As soon as this first case was over, Jeanne took on another—and has made a commitment ever since to carry at least one pro bono case at all times. With each pro bono case she takes on, she inevitably meets and works with professionals, such as public defenders and child advocates, whom she would never come into contact with while working for her paying clients. She gains expertise on topics such as abuse and addiction that she is sure will someday serve future clients. The relationships she has forged through pro bono work have led her to serve on committees and become part of the larger court system that advocates for children—and none of this would have occurred but for her volunteer work.

Pro bono work has also given Jeanne some of the most meaningful and long-lasting client relationships of her career. In the cases she does for DVAP, the client has usually been raising a family member’s child for years because the mother or father is in jail or has a serious addiction problem. At some point, of course, it becomes clear that the mother or father (or both) will never be able to parent the child. Nearly always, the parent being terminated has had little or no contact at all with the child and may, in the case of a father, be entirely “unknown.” Nonetheless, the parent’s rights must be terminated so that the person raising the child, who is often the only parent the child has known, can adopt the child and provide the security that the child deserves for his or her future. Jeanne has had more than one case, including the one she is currently involved with, where there was only one living parent and the basis for termination of parental rights was that the surviving parent murdered the other parent. She finds such work rewarding in a way that other typical divorce and custody cases are not.
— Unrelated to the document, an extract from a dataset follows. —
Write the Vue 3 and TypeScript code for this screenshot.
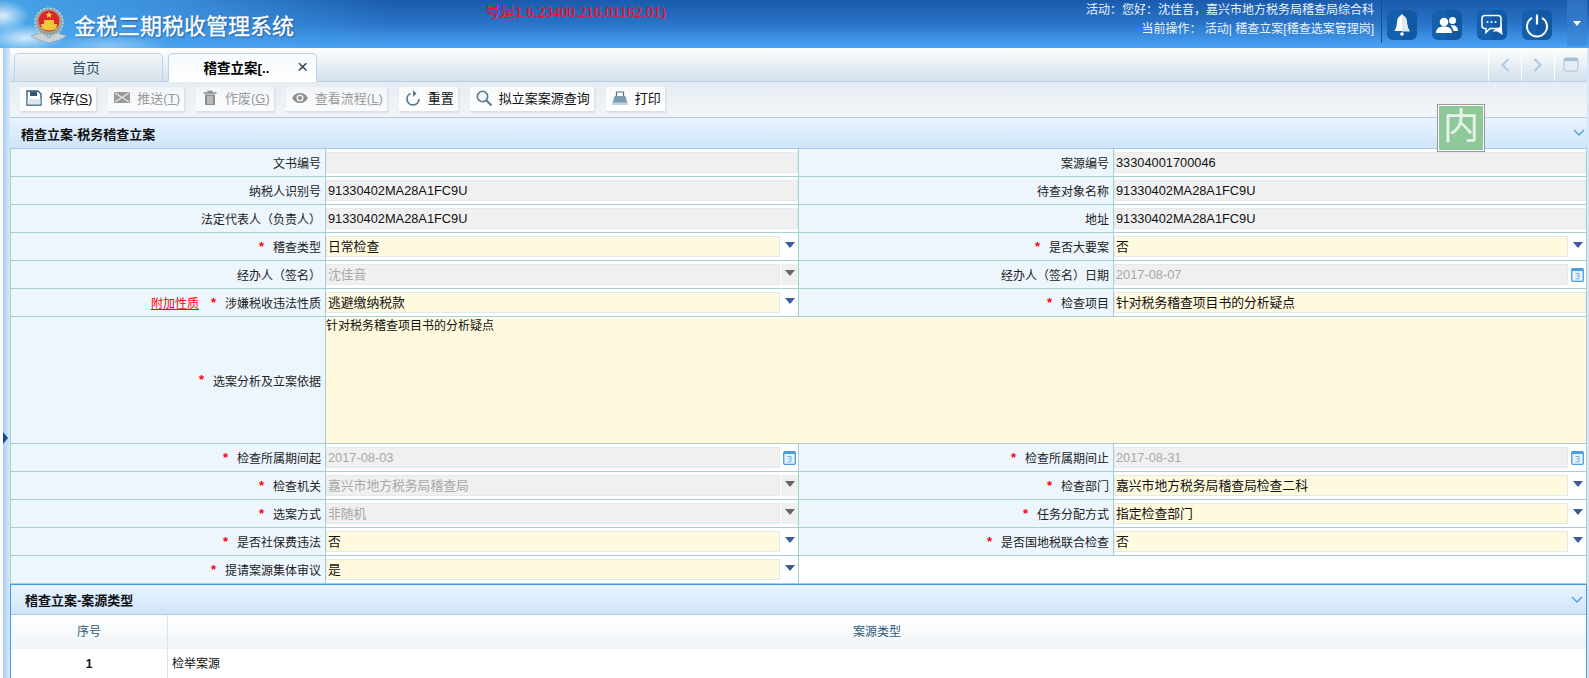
<script setup lang="ts">
interface Field {
  label: string
  value?: string
  req?: boolean
  kind?: 'ro' | 'edit' | 'off' | 'area' | 'empty'
  icon?: 'select' | 'date'
  link?: string
}
const SN = '91330402MA28A1FC9U'
const AREA = '针对税务稽查项目书的分析疑点'
const fields: Field[] = [
  { label: '文书编号', value: '', kind: 'ro' },
  { label: '案源编号', value: '33304001700046', kind: 'ro' },
  { label: '纳税人识别号', value: SN, kind: 'ro' },
  { label: '待查对象名称', value: SN, kind: 'ro' },
  { label: '法定代表人（负责人）', value: SN, kind: 'ro' },
  { label: '地址', value: SN, kind: 'ro' },
  { label: '稽查类型', value: '日常检查', req: true, kind: 'edit', icon: 'select' },
  { label: '是否大要案', value: '否', req: true, kind: 'edit', icon: 'select' },
  { label: '经办人（签名）', value: '沈佳音', kind: 'off', icon: 'select' },
  { label: '经办人（签名）日期', value: '2017-08-07', kind: 'off', icon: 'date' },
  { label: '涉嫌税收违法性质', value: '逃避缴纳税款', req: true, kind: 'edit', icon: 'select', link: '附加性质' },
  { label: '检查项目', value: AREA, req: true, kind: 'edit' },
  { label: '选案分析及立案依据', value: AREA, req: true, kind: 'area' },
  { label: '检查所属期间起', value: '2017-08-03', req: true, kind: 'off', icon: 'date' },
  { label: '检查所属期间止', value: '2017-08-31', req: true, kind: 'off', icon: 'date' },
  { label: '检查机关', value: '嘉兴市地方税务局稽查局', req: true, kind: 'off', icon: 'select' },
  { label: '检查部门', value: '嘉兴市地方税务局稽查局检查二科', req: true, kind: 'edit', icon: 'select' },
  { label: '选案方式', value: '非随机', req: true, kind: 'off', icon: 'select' },
  { label: '任务分配方式', value: '指定检查部门', req: true, kind: 'edit', icon: 'select' },
  { label: '是否社保费违法', value: '否', req: true, kind: 'edit', icon: 'select' },
  { label: '是否国地税联合检查', value: '否', req: true, kind: 'edit', icon: 'select' },
  { label: '提请案源集体审议', value: '是', req: true, kind: 'edit', icon: 'select' },
]
</script>

<template>
  <div class="page">
    <header class="top">
      <svg class="logo" viewBox="0 0 38 37" width="38" height="37">
        <path d="M1 29 L11 26 L19 31 L27 26 L37 29 L29 33 L19 36 L9 33 Z" fill="#c9d2d6" stroke="#8b9aa0" stroke-width=".6" />
        <circle cx="19" cy="15" r="14" fill="#9aa5a0" />
        <circle cx="19" cy="15" r="14" fill="none" stroke="#d7ddd9" stroke-width="1.2" stroke-dasharray="2 1.5" />
        <circle cx="19" cy="14" r="10.5" fill="#e0262a" />
        <path d="M19 4.5 l1 2.4 2.5.1-2 1.6.7 2.4-2.2-1.4-2.2 1.4.7-2.4-2-1.6 2.5-.1z" fill="#f6d43c" />
        <path d="M11 17h16v2H11zM14 13h10v4H14zM11 21q8 5 16 0l-1-2H12z" fill="#f0c93a" />
      </svg>
      <span class="title">金税三期税收管理系统</span>
      <span class="version">号是1.6.23400.216.01162.01)</span>
      <div class="who">
        <div>活动：您好：沈佳音，嘉兴市地方税务局稽查局综合科</div>
        <div>当前操作： 活动| 稽查立案[稽查选案管理岗]</div>
      </div>
      <div class="top-actions">
        <button class="round" type="button" aria-label="通知">
          <svg viewBox="0 0 30 30" width="30" height="30"><path d="M15 4.5c1 0 1.6.7 1.6 1.6 2.4.8 3.2 3 3.4 6 .2 4.300 1 6.700 2.800 9H7.200c1.800-2.300 2.600-4.700 2.800-9 .2-3 1-5.200 3.400-6 0-.9.600-1.600 1.600-1.600z" fill="#fff" /><path d="M15 6l3 1c1.500 2 2 9 4.800 14.600H15z" fill="#dfe7ef" /><circle cx="15" cy="24" r="1.800" fill="#fff" /></svg>
        </button>
        <button class="round" type="button" aria-label="用户">
          <svg viewBox="0 0 30 30" width="30" height="30"><circle cx="12" cy="12" r="4.300" fill="#fff" /><path d="M4 23c0-4.500 3-6.500 8-6.500s8 2 8 6.500z" fill="#fff" /><circle cx="20.500" cy="10.500" r="3.500" fill="#fff" /><path d="M18.500 15.500c4-1 7.500 1 7.500 5.500h-4.500c-.5-2.500-1.500-4-3-5.500z" fill="#fff" /></svg>
        </button>
        <button class="round" type="button" aria-label="消息">
          <svg viewBox="0 0 30 30" width="30" height="30"><path d="M8 5.500h13a3 3 0 0 1 3 3v7a3 3 0 0 1-3 3h-8l-4 4v-4H8a3 3 0 0 1-3-3v-7a3 3 0 0 1 3-3z" fill="none" stroke="#fff" stroke-width="1.500" /><circle cx="10.500" cy="12" r="1" fill="#fff" /><circle cx="14.500" cy="12" r="1" fill="#fff" /><circle cx="18.500" cy="12" r="1" fill="#fff" /><path d="M25 13v7l.5 5-5-3.500h-5l3-2.500h4z" fill="#fff" /></svg>
        </button>
        <button class="round" type="button" aria-label="退出">
          <svg viewBox="0 0 30 30" width="30" height="30"><path d="M10 7.800a10 10 0 1 0 10 0" fill="none" stroke="#fff" stroke-width="2" /><path d="M15 4.500v10" stroke="#fff" stroke-width="2.200" /></svg>
        </button>
      </div>
      <div class="more"><i></i></div>
    </header>

    <div class="body">
      <aside class="strip"><i class="strip-arrow"></i></aside>
      <main class="main">
        <nav class="tabs">
          <div class="tab">首页</div>
          <div class="tab active">稽查立案[..<span class="close">×</span></div>
          <div class="tab-tools">
            <span class="tool"><svg viewBox="0 0 12 16" width="12" height="16"><path d="M9.500 2 3.500 8l6 6" fill="none" stroke="#b3cbe2" stroke-width="2.200" /></svg></span>
            <span class="tool"><svg viewBox="0 0 12 16" width="12" height="16"><path d="M2.500 2l6 6-6 6" fill="none" stroke="#b3cbe2" stroke-width="2.200" /></svg></span>
            <span class="tool"><svg viewBox="0 0 16 15" width="16" height="15"><rect x="1" y="1" width="14" height="13" rx="2" fill="#e4edf5" stroke="#a9bfd3" /><rect x="1" y="1" width="14" height="3" fill="#a9bfd3" /></svg></span>
          </div>
        </nav>

        <div class="toolbar">
          <button class="btn" type="button">
            <svg viewBox="0 0 18 18" width="18" height="18"><path d="M2 2h11l3 3v11H2z" fill="#fff" stroke="#33566e" stroke-width="1.300" /><path d="M5 2.500h7v4.500H5z" fill="#33566e" /><path d="M2.500 10h13v5.500h-13z" fill="#dbe7f1" /></svg>
            <span>保存(<u>S</u>)</span>
          </button>
          <button class="btn off" type="button">
            <svg viewBox="0 0 18 18" width="18" height="18"><rect x="1" y="3" width="16" height="11" fill="#9a9a9a" /><path d="M2 4l14 9M16 4 2 13" stroke="#e8e8e8" stroke-width="1.300" /></svg>
            <span>推送(<u>T</u>)</span>
          </button>
          <button class="btn off" type="button">
            <svg viewBox="0 0 18 18" width="18" height="18"><path d="M2.500 4h13M7 4V2.500h4V4" fill="none" stroke="#8d8d8d" stroke-width="1.300" /><path d="M4 5.500h10V16H4z" fill="#8d8d8d" /><path d="M7 7v8M9 7v8M11 7v8" stroke="#e3e3e3" /></svg>
            <span>作废(<u>G</u>)</span>
          </button>
          <button class="btn off" type="button">
            <svg viewBox="0 0 18 18" width="18" height="18"><path d="M1 9c2.500-4 5-5 8-5s5.500 1 8 5c-2.500 4-5 5-8 5s-5.500-1-8-5z" fill="#8d8d8d" /><circle cx="9" cy="9" r="3.500" fill="#f3f3f3" /><circle cx="9" cy="9" r="2" fill="#8d8d8d" /></svg>
            <span>查看流程(<u>L</u>)</span>
          </button>
          <button class="btn" type="button">
            <svg viewBox="0 0 18 18" width="18" height="18"><path d="M6.500 4.500A6 6 0 1 0 15 10" fill="none" stroke="#5c7a8e" stroke-width="1.800" /><path d="M9 1v7l3.500-3.500z" fill="#5c7a8e" /></svg>
            <span>重置</span>
          </button>
          <button class="btn" type="button">
            <svg viewBox="0 0 18 18" width="18" height="18"><circle cx="7.500" cy="7.500" r="5.200" fill="#eef4f8" stroke="#5c7a8e" stroke-width="1.600" /><path d="M11.500 11.500 16.500 16.500" stroke="#5c7a8e" stroke-width="2.200" /></svg>
            <span>拟立案案源查询</span>
          </button>
          <button class="btn" type="button">
            <svg viewBox="0 0 18 18" width="18" height="18"><path d="M5.500 7V3h7v4" fill="none" stroke="#55758a" stroke-width="1.200" /><path d="M3.500 7h11L17 16H1z" fill="#7f9db1" /><path d="M1 13.500h16V16H1z" fill="#c0d2de" /></svg>
            <span>打印</span>
          </button>
        </div>

        <section class="panel-head first">
          <h2>稽查立案-税务稽查立案</h2>
          <svg viewBox="0 0 12 8" width="12" height="8"><path d="M1 1l5 5 5-5" fill="none" stroke="#4a9fe0" stroke-width="1.300" /></svg>
        </section>

        <div class="form">
          <template v-for="f in fields" :key="f.label + f.value">
            <div class="label" :class="{ tall: f.kind === 'area' }">
              <a v-if="f.link" class="link">{{ f.link }}</a>
              <em v-if="f.req">*</em>
              <span>{{ f.label }}</span>
            </div>
            <div v-if="f.kind === 'area'" class="cell wide">
              <div class="area">{{ f.value }}</div>
            </div>
            <div v-else class="cell">
              <div class="input" :class="f.kind">{{ f.value }}</div>
              <div v-if="f.icon === 'select'" class="suffix" :class="{ dis: f.kind === 'off' }"><i></i></div>
              <div v-else-if="f.icon === 'date'" class="suffix">
                <svg viewBox="0 0 13 15" width="13" height="15"><rect x=".7" y="1.700" width="11.600" height="12.600" rx="1" fill="#e6f2fb" stroke="#4a9fe0" stroke-width="1.300" /><path d="M1 1h11v3H1z" fill="#4a9fe0" /><path d="M4.500 6.500H8V9H5.500M8 9v2.800H4.500" fill="none" stroke="#7fb0d6" /></svg>
              </div>
            </div>
          </template>
          <div class="cell blank"></div>
        </div>

        <section class="lower">
          <div class="panel-head second">
            <h2>稽查立案-案源类型</h2>
            <svg viewBox="0 0 12 8" width="12" height="8"><path d="M1 1l5 5 5-5" fill="none" stroke="#4a9fe0" stroke-width="1.300" /></svg>
          </div>
          <div class="grid head">
            <div>序号</div>
            <div>案源类型</div>
          </div>
          <div class="grid row">
            <div class="num">1</div>
            <div class="txt">检举案源</div>
          </div>
        </section>

        <div class="stamp">内</div>
      </main>
      <aside class="strip-r"></aside>
    </div>
  </div>
</template>

<style>
html, body { margin: 0; overflow: hidden; }
</style>

<style scoped>
.page {
  width: 1589px;
  height: 678px;
  overflow: hidden;
  background: #fff;
  color: #111;
  font: 12px "Liberation Sans", "Noto Sans CJK SC", sans-serif;
}
.top {
  height: 48px;
  display: flex;
  align-items: flex-start;
  background:
    radial-gradient(ellipse 40px 14px at 25px 38px, rgba(255,255,255,.75), transparent),
    radial-gradient(ellipse 26px 16px at 3px 16px, rgba(255,255,255,.8), transparent),
    radial-gradient(ellipse 60px 12px at 110px 46px, rgba(255,255,255,.35), transparent),
    linear-gradient(90deg, rgba(80,175,240,.85) 0, rgba(70,160,235,.7) 180px, rgba(60,150,230,0) 390px),
    linear-gradient(180deg, #1a5aac 0, #2a74c8 50%, #4aa5f6 100%);
}
.logo { margin: 7px 0 0 30px; flex: none; }
.title {
  margin: 11px 0 0 6px;
  color: #fff;
  font-size: 22px;
  line-height: 32px;
  -webkit-text-stroke: .3px #fff;
  text-shadow: 1px 1px 2px rgba(0, 40, 90, .6);
}
.version {
  margin: 2px 0 0 191px;
  color: #f5101c;
  -webkit-text-stroke: .25px #f5101c;
  font: 15px/20px "Liberation Serif", "Noto Sans CJK SC", serif;
}
.who {
  margin-left: auto;
  padding-top: 1px;
  color: #eaf3fc;
  text-align: right;
  line-height: 19px;
  white-space: nowrap;
}
.top-actions {
  margin-left: 7px;
  height: 43px;
  padding: 10px 0 0 5px;
  box-sizing: border-box;
  border-left: 1px solid #14508f;
  display: flex;
  gap: 15px;
}
.round {
  width: 30px;
  height: 30px;
  padding: 0;
  border: 0;
  border-radius: 6px;
  background: linear-gradient(90deg, #1560ac 50%, #1259a3 50%);
}
.round svg { display: block; }
.more {
  width: 20px;
  height: 46px;
  margin: 0 2px 0 15px;
  background: rgba(60, 130, 210, .55);
  display: flex;
  align-items: center;
  justify-content: center;
}
.more i {
  border: 4px solid transparent;
  border-top: 5px solid #fff;
  border-bottom: 0;
}
.body { display: flex; height: 630px; }
.strip {
  width: 7px;
  margin-left: 3px;
  position: relative;
  background: linear-gradient(90deg, #a9cff3, #d5e8fa);
}
.strip-arrow {
  position: absolute;
  left: 0;
  top: 384px;
  border: 6px solid transparent;
  border-left: 5px solid #17488e;
  border-right: 0;
}
.strip-r { width: 2px; background: #d5e8fa; }
.main { width: 1577px; position: relative; }
.tabs {
  height: 34px;
  box-sizing: border-box;
  padding-left: 4px;
  display: flex;
  align-items: flex-end;
  gap: 5px;
  background: linear-gradient(180deg, #fdfefe, #d3e0ec);
  border-bottom: 1px solid #b5cfe6;
}
.tab {
  width: 149px;
  height: 29px;
  box-sizing: border-box;
  margin-bottom: -1px;
  padding-right: 5px;
  border: 1px solid #bcd2e8;
  border-radius: 5px 5px 0 0;
  background: linear-gradient(180deg, #f2f6f9, #d6e1ea);
  color: #30506a;
  font-size: 14px;
  line-height: 29px;
  text-align: center;
}
.tab.active {
  position: relative;
  padding-right: 12px;
  background: linear-gradient(180deg, #f6fafd, #fff);
  border-bottom-color: #fff;
  color: #000;
  font-size: 13.500px;
  font-weight: 700;
}
.close {
  position: absolute;
  right: 8px;
  top: -2px;
  color: #2c4258;
  font-size: 19px;
  font-weight: 400;
}
.tab-tools { margin-left: auto; height: 33px; display: flex; }
.tool {
  width: 32px;
  border-left: 1px solid #fff;
  display: flex;
  align-items: center;
  justify-content: center;
}
.toolbar {
  height: 36px;
  box-sizing: border-box;
  padding: 5px 0 0 10px;
  display: flex;
  gap: 12px;
  background: linear-gradient(180deg, #e5edf3, #f2f5f8);
  border-bottom: 1px solid #a9cbe8;
}
.btn {
  height: 25px;
  padding: 0 4px 3px 5px;
  border: 0;
  border-bottom: 1px solid #d9dfe5;
  display: flex;
  align-items: center;
  gap: 6px;
  background: linear-gradient(180deg, #f7fafc, #fff);
  box-shadow: 1px 1px 2px rgba(170, 185, 200, .4);
  color: #111;
  font: 13px "Liberation Sans", "Noto Sans CJK SC", sans-serif;
  white-space: nowrap;
}
.btn.off { color: #9a9a9a; background: linear-gradient(180deg, #f2f5f8, #fafbfc); }
.panel-head {
  display: flex;
  align-items: center;
  justify-content: space-between;
  box-sizing: border-box;
  border-bottom: 1px solid #a6cbe8;
  background: linear-gradient(180deg, #e8f4fe, #cfe5fb);
}
.panel-head h2 { margin: 0; font-weight: 700; color: #111; font-size: 13px; }
.first { height: 31px; padding: 0 2px 0 11px; }
.second { height: 31px; padding: 0 3px 0 14px; border-top: 1px solid #3f9be8; }
.form {
  display: grid;
  grid-template-columns: 315px 473px 315px 473px;
  border-left: 1px solid #a8cfd0;
}
.label, .cell {
  box-sizing: border-box;
  height: 28px;
  border-bottom: 1px solid #a8cfd0;
  border-right: 1px solid #a8cfd0;
}
.label {
  padding-right: 4px;
  display: flex;
  align-items: center;
  justify-content: flex-end;
  background: #edf5fd;
  color: #222;
  white-space: nowrap;
}
.label.tall { height: 127px; }
.label em {
  margin-right: 9px;
  color: #f00;
  font-style: normal;
  font-weight: 700;
  font-size: 13px;
  line-height: 12px;
}
.link {
  margin-right: 12px;
  color: #f00;
  text-decoration: underline;
}
.cell {
  padding: 3px 0 0;
  display: flex;
  background: #fff;
}
.cell.wide { grid-column: span 3; height: 127px; padding: 1px 0 0 0; }
.cell.blank { grid-column: span 2; }
.input {
  flex: 1;
  min-width: 0;
  height: 21px;
  box-sizing: border-box;
  border: 1px solid #e1ebef;
  padding-left: 1px;
  font-size: 12.8px;
  line-height: 19px;
  color: #111;
  white-space: nowrap;
}
.input.ro { background: #f0f0f0; }
.input.off { background: #f0f0f0; color: #a8a8a8; }
.input.edit { background: #fff9dd; }
.suffix {
  width: 17px;
  height: 21px;
  margin-left: 1px;
  display: flex;
  justify-content: center;
  padding-top: 6px;
  box-sizing: border-box;
}
.suffix svg { margin-top: -3px; flex: none; }
.suffix i {
  border: 5px solid transparent;
  border-top: 6px solid #3a5a9a;
  border-bottom: 0;
  height: 0;
}
.suffix.dis { background: #f0f0f0; }
.suffix.dis i { border-top-color: #666; }
.area {
  flex: 1;
  height: 125px;
  background: #fff9dd;
  line-height: 17px;
  color: #111;
}
.lower {
  border-left: 1px solid #3f9be8;
  border-right: 1px solid #3f9be8;
}
.grid {
  display: grid;
  grid-template-columns: 156px 1fr;
}
.grid > div + div { border-left: 1px solid #dbe3ea; }
.head {
  height: 34px;
  background: linear-gradient(180deg, #fff, #f0f4f8);
  color: #2d5a7a;
  line-height: 35px;
  text-align: center;
}
.row { height: 29px; line-height: 30px; }
.num { text-align: center; font-weight: 700; }
.txt { padding-left: 4px; }
.stamp {
  position: absolute;
  left: 1427px;
  top: 56px;
  width: 48px;
  height: 48px;
  box-sizing: border-box;
  border: 1px solid #999;
  outline: 1px solid #fff;
  outline-offset: -2px;
  background: #8fc898;
  color: #e6f3ea;
  font-size: 36px;
  line-height: 44px;
  text-align: center;
}
</style>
Jeanne cautions, however, that she has found it is most rewarding to volunteer her time at a proper volunteer clinic that screens the clients. Such screening helps clients identify what the clinic and the courts can actually do for them. It also enables the clinic to verify the clients’ inability to pay under the relevant state guidelines and to guarantee that the clients qualify for legal aid. This process makes her work as a pro bono attorney much easier, and she has the volunteer program backing her up both with its insurance and its reputation. When she files a new pro bono matter for a clinic client, the clerks, coordinators, and the judge never question the application to waive costs and fees. She voluntarily pays out of pocket any courier or other services she chooses to use, but even then her vendors reduce their rates, knowing that the client she serves is deserving of help.

It isn’t hard to see why pro bono work makes sense for even the busy solo practitioner. In Jeanne’s case, she was able to use pro bono efforts to find a new legal specialty and do good at the same time. She then found that pro bono work had its own rewards, both personally and professionally. She has stayed with it ever since.